UBSan covers each of those except provenance checking, and ASan mostly catches provenance problems even though that's not directly the goal. There are some dumb forms of UB not caught by any of the sanitizers, but most of them are.

Making your program UBSan-clean is the bare minimum you should do if you're writing C or C++ in 2023, not an absurd goal. I know it'll never happen, but I'm increasingly of the opinion that UBSan should be enabled by default.

> Great, except no implementation of the C abstract machine actually exists. So you can't test against it. All you have are compilers that use it to justify miscompiling your code.

All C compilers implement the C abstract machine. It is not used to justify miscompiling code, it is used to specify behavior of compiled code.

> We need a C interpreter

Interpreter or not is not relevant, there must be some misconception. Any behavior you can implement with an interpreter can be implemented with compiled code. E.g., add a test and branch after each integer operation if you want to crash on overflow.

> that intentionally implements C machine features that don't correspond to any architectural feature - i.e. pointers are (allocation provenance, offset) pairs, integer overflow panics, every pointer construction is checked, etc.

As others have mentioned there are static and dynamic checkers (sanitizers) that test for such things nowadays.
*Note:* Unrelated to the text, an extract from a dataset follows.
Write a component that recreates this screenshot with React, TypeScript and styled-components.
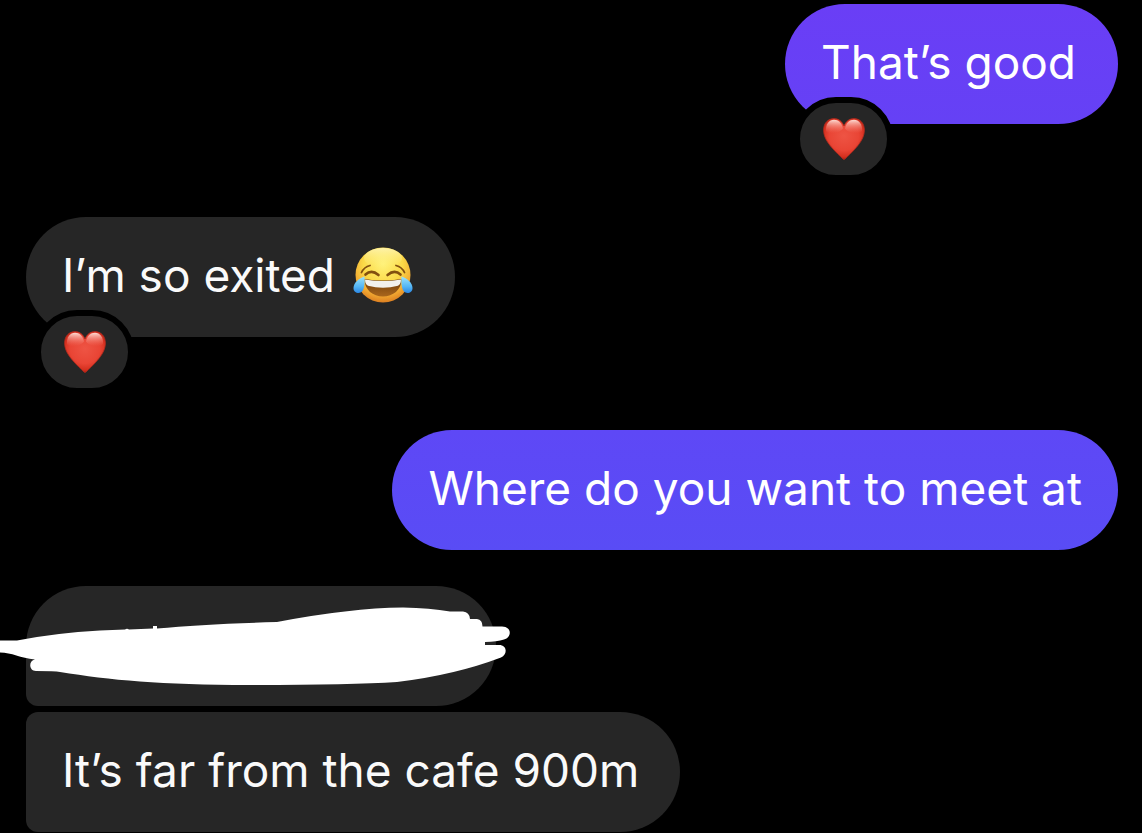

In compiled, not interpreted code, mind you.

> If only to point out how hilariously absurd the ISO C UB rules are and how nobody actually follows them.

It's not that bad.

> My personal opinion is that "undefined behavior" was a spec writing mistake that has been rules-lawyered into absurdity. For example, signed integer overflow being UB was intended to allow compiling C to non-twos-compliment machines. This was interpreted to allow inventing new misbehaviors for integer overflow instead of "do whatever the target architecture does."

The spec uses implementation defined behavior for that. Although you can argue that they went the wrong way on some choices -- signed integer overflow "depends on the machine at hand" in the first K&R, which you could say would be reasonable to call it implementation specific and enumerate the behaviors of supported machines.

C had a long history with hardware manufacturers, compiler writers, and software developers though, so the standard can never universally please everybody. The purpose of standardization was never to make something that was easiset for software development, ignoring the other considerations. So a decision is not an example of design by committee gone wrong just because happened to be worse for software writers (e.g., choosing to make overflow undefined instead of implementation dependent). You would have to know why such a decision was made.

The blog post company does sell a C interpreter that checks for all undefined behaviors (with provenance and offset).
The general problem with this argument is that “do what the hardware does” is actually not easy to reason about. The end results of this typically are impossible to grok.
Not if possible implementations are specified, and especially if you can target machines of particular behavior. Which is of course how you can write endian and bit size portable code.